▶ _Exercise description_: Reproduce the records exactly.

▶ _Records to process_:
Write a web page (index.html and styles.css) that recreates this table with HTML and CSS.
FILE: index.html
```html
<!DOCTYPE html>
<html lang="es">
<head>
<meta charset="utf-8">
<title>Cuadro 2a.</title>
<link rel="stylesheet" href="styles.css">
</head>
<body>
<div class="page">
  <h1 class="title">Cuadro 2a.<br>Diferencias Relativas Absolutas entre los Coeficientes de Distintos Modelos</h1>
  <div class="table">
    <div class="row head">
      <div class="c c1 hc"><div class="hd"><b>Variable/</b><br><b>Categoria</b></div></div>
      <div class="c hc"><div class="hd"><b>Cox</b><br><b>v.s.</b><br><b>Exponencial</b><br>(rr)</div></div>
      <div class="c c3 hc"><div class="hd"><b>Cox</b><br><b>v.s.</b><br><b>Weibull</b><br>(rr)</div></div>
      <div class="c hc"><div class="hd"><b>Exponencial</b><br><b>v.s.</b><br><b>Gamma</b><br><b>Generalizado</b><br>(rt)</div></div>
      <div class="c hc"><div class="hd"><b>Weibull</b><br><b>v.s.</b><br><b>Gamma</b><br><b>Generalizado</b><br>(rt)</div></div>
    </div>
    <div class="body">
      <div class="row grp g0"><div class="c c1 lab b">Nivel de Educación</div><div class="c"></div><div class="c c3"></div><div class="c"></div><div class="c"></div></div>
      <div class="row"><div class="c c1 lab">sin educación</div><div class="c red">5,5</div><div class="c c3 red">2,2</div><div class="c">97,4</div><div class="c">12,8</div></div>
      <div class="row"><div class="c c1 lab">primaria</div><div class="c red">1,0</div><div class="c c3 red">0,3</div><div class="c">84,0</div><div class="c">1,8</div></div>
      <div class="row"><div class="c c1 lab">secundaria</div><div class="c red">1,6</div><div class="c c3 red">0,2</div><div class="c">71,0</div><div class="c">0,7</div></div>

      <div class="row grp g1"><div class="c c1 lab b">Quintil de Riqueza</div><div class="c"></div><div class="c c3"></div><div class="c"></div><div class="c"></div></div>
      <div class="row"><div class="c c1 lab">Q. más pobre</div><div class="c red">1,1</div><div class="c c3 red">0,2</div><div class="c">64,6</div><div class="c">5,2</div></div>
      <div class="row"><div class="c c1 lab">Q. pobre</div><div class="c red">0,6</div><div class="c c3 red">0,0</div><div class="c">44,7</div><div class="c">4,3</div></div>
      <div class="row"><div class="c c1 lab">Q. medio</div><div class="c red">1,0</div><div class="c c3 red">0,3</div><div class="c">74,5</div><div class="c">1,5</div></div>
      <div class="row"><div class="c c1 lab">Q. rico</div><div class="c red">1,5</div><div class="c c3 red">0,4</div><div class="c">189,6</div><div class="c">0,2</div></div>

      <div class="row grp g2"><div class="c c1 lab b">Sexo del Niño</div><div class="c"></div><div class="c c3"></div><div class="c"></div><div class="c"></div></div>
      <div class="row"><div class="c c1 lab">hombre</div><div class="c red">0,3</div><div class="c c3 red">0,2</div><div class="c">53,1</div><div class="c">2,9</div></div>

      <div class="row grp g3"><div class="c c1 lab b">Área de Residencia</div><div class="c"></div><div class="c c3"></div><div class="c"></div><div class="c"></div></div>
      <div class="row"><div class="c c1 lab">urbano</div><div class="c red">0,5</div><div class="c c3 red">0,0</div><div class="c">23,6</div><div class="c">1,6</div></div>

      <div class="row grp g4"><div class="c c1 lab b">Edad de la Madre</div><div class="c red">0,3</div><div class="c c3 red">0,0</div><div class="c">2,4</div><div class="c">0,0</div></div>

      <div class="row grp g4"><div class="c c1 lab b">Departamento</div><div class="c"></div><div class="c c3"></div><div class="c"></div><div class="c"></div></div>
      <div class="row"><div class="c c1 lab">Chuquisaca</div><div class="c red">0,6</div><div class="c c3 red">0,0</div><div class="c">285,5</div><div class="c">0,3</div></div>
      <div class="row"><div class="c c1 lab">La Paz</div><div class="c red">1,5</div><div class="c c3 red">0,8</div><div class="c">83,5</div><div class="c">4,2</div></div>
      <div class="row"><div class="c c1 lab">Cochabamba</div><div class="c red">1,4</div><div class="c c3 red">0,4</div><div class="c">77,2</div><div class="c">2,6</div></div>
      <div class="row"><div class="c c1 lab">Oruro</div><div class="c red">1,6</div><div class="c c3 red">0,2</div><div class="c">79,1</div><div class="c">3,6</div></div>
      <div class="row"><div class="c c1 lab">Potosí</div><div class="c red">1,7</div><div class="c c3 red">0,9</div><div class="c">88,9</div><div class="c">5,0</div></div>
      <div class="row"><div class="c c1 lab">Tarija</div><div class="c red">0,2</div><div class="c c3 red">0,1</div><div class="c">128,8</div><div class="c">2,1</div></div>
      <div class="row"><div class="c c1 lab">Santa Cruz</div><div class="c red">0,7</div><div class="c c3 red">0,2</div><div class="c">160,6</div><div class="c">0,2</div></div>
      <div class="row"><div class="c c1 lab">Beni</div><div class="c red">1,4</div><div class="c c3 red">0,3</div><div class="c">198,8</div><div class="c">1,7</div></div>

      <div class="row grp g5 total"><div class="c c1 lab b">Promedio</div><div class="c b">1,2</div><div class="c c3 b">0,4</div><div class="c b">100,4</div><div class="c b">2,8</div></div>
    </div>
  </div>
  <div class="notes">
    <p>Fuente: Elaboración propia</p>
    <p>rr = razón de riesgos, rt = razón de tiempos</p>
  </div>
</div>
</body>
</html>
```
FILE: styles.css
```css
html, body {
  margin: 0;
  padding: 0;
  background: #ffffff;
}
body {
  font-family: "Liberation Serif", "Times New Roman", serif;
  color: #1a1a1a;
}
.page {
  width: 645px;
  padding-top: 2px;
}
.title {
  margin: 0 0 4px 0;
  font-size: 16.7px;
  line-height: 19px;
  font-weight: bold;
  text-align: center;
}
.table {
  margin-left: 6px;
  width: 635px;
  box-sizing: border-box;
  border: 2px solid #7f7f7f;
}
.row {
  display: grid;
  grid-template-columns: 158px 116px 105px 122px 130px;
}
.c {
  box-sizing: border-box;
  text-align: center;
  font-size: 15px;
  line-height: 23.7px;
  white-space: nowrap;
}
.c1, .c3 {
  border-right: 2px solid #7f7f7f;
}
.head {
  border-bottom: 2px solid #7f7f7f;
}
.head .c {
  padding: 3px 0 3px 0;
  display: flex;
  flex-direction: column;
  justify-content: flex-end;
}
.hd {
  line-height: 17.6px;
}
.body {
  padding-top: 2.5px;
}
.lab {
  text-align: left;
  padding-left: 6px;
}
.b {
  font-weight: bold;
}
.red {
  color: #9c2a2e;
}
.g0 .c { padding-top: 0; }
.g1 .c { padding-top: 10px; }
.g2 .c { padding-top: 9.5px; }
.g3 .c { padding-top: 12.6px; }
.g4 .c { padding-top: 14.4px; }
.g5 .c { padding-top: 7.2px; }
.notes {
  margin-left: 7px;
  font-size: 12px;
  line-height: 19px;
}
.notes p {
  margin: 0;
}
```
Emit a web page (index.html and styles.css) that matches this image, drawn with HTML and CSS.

▶ _Expected answer_:
Write a web page (index.html and styles.css) that recreates this table with HTML and CSS.
FILE: index.html
```html
<!DOCTYPE html>
<html lang="es">
<head>
<meta charset="utf-8">
<title>Cuadro 2a.</title>
<link rel="stylesheet" href="styles.css">
</head>
<body>
<div class="page">
  <h1 class="title">Cuadro 2a.<br>Diferencias Relativas Absolutas entre los Coeficientes de Distintos Modelos</h1>
  <div class="table">
    <div class="row head">
      <div class="c c1 hc"><div class="hd"><b>Variable/</b><br><b>Categoria</b></div></div>
      <div class="c hc"><div class="hd"><b>Cox</b><br><b>v.s.</b><br><b>Exponencial</b><br>(rr)</div></div>
      <div class="c c3 hc"><div class="hd"><b>Cox</b><br><b>v.s.</b><br><b>Weibull</b><br>(rr)</div></div>
      <div class="c hc"><div class="hd"><b>Exponencial</b><br><b>v.s.</b><br><b>Gamma</b><br><b>Generalizado</b><br>(rt)</div></div>
      <div class="c hc"><div class="hd"><b>Weibull</b><br><b>v.s.</b><br><b>Gamma</b><br><b>Generalizado</b><br>(rt)</div></div>
    </div>
    <div class="body">
      <div class="row grp g0"><div class="c c1 lab b">Nivel de Educación</div><div class="c"></div><div class="c c3"></div><div class="c"></div><div class="c"></div></div>
      <div class="row"><div class="c c1 lab">sin educación</div><div class="c red">5,5</div><div class="c c3 red">2,2</div><div class="c">97,4</div><div class="c">12,8</div></div>
      <div class="row"><div class="c c1 lab">primaria</div><div class="c red">1,0</div><div class="c c3 red">0,3</div><div class="c">84,0</div><div class="c">1,8</div></div>
      <div class="row"><div class="c c1 lab">secundaria</div><div class="c red">1,6</div><div class="c c3 red">0,2</div><div class="c">71,0</div><div class="c">0,7</div></div>

      <div class="row grp g1"><div class="c c1 lab b">Quintil de Riqueza</div><div class="c"></div><div class="c c3"></div><div class="c"></div><div class="c"></div></div>
      <div class="row"><div class="c c1 lab">Q. más pobre</div><div class="c red">1,1</div><div class="c c3 red">0,2</div><div class="c">64,6</div><div class="c">5,2</div></div>
      <div class="row"><div class="c c1 lab">Q. pobre</div><div class="c red">0,6</div><div class="c c3 red">0,0</div><div class="c">44,7</div><div class="c">4,3</div></div>
      <div class="row"><div class="c c1 lab">Q. medio</div><div class="c red">1,0</div><div class="c c3 red">0,3</div><div class="c">74,5</div><div class="c">1,5</div></div>
      <div class="row"><div class="c c1 lab">Q. rico</div><div class="c red">1,5</div><div class="c c3 red">0,4</div><div class="c">189,6</div><div class="c">0,2</div></div>

      <div class="row grp g2"><div class="c c1 lab b">Sexo del Niño</div><div class="c"></div><div class="c c3"></div><div class="c"></div><div class="c"></div></div>
      <div class="row"><div class="c c1 lab">hombre</div><div class="c red">0,3</div><div class="c c3 red">0,2</div><div class="c">53,1</div><div class="c">2,9</div></div>

      <div class="row grp g3"><div class="c c1 lab b">Área de Residencia</div><div class="c"></div><div class="c c3"></div><div class="c"></div><div class="c"></div></div>
      <div class="row"><div class="c c1 lab">urbano</div><div class="c red">0,5</div><div class="c c3 red">0,0</div><div class="c">23,6</div><div class="c">1,6</div></div>

      <div class="row grp g4"><div class="c c1 lab b">Edad de la Madre</div><div class="c red">0,3</div><div class="c c3 red">0,0</div><div class="c">2,4</div><div class="c">0,0</div></div>

      <div class="row grp g4"><div class="c c1 lab b">Departamento</div><div class="c"></div><div class="c c3"></div><div class="c"></div><div class="c"></div></div>
      <div class="row"><div class="c c1 lab">Chuquisaca</div><div class="c red">0,6</div><div class="c c3 red">0,0</div><div class="c">285,5</div><div class="c">0,3</div></div>
      <div class="row"><div class="c c1 lab">La Paz</div><div class="c red">1,5</div><div class="c c3 red">0,8</div><div class="c">83,5</div><div class="c">4,2</div></div>
      <div class="row"><div class="c c1 lab">Cochabamba</div><div class="c red">1,4</div><div class="c c3 red">0,4</div><div class="c">77,2</div><div class="c">2,6</div></div>
      <div class="row"><div class="c c1 lab">Oruro</div><div class="c red">1,6</div><div class="c c3 red">0,2</div><div class="c">79,1</div><div class="c">3,6</div></div>
      <div class="row"><div class="c c1 lab">Potosí</div><div class="c red">1,7</div><div class="c c3 red">0,9</div><div class="c">88,9</div><div class="c">5,0</div></div>
      <div class="row"><div class="c c1 lab">Tarija</div><div class="c red">0,2</div><div class="c c3 red">0,1</div><div class="c">128,8</div><div class="c">2,1</div></div>
      <div class="row"><div class="c c1 lab">Santa Cruz</div><div class="c red">0,7</div><div class="c c3 red">0,2</div><div class="c">160,6</div><div class="c">0,2</div></div>
      <div class="row"><div class="c c1 lab">Beni</div><div class="c red">1,4</div><div class="c c3 red">0,3</div><div class="c">198,8</div><div class="c">1,7</div></div>

      <div class="row grp g5 total"><div class="c c1 lab b">Promedio</div><div class="c b">1,2</div><div class="c c3 b">0,4</div><div class="c b">100,4</div><div class="c b">2,8</div></div>
    </div>
  </div>
  <div class="notes">
    <p>Fuente: Elaboración propia</p>
    <p>rr = razón de riesgos, rt = razón de tiempos</p>
  </div>
</div>
</body>
</html>
```
FILE: styles.css
```css
html, body {
  margin: 0;
  padding: 0;
  background: #ffffff;
}
body {
  font-family: "Liberation Serif", "Times New Roman", serif;
  color: #1a1a1a;
}
.page {
  width: 645px;
  padding-top: 2px;
}
.title {
  margin: 0 0 4px 0;
  font-size: 16.7px;
  line-height: 19px;
  font-weight: bold;
  text-align: center;
}
.table {
  margin-left: 6px;
  width: 635px;
  box-sizing: border-box;
  border: 2px solid #7f7f7f;
}
.row {
  display: grid;
  grid-template-columns: 158px 116px 105px 122px 130px;
}
.c {
  box-sizing: border-box;
  text-align: center;
  font-size: 15px;
  line-height: 23.7px;
  white-space: nowrap;
}
.c1, .c3 {
  border-right: 2px solid #7f7f7f;
}
.head {
  border-bottom: 2px solid #7f7f7f;
}
.head .c {
  padding: 3px 0 3px 0;
  display: flex;
  flex-direction: column;
  justify-content: flex-end;
}
.hd {
  line-height: 17.6px;
}
.body {
  padding-top: 2.5px;
}
.lab {
  text-align: left;
  padding-left: 6px;
}
.b {
  font-weight: bold;
}
.red {
  color: #9c2a2e;
}
.g0 .c { padding-top: 0; }
.g1 .c { padding-top: 10px; }
.g2 .c { padding-top: 9.5px; }
.g3 .c { padding-top: 12.6px; }
.g4 .c { padding-top: 14.4px; }
.g5 .c { padding-top: 7.2px; }
.notes {
  margin-left: 7px;
  font-size: 12px;
  line-height: 19px;
}
.notes p {
  margin: 0;
}
```
Emit a web page (index.html and styles.css) that matches this image, drawn with HTML and CSS.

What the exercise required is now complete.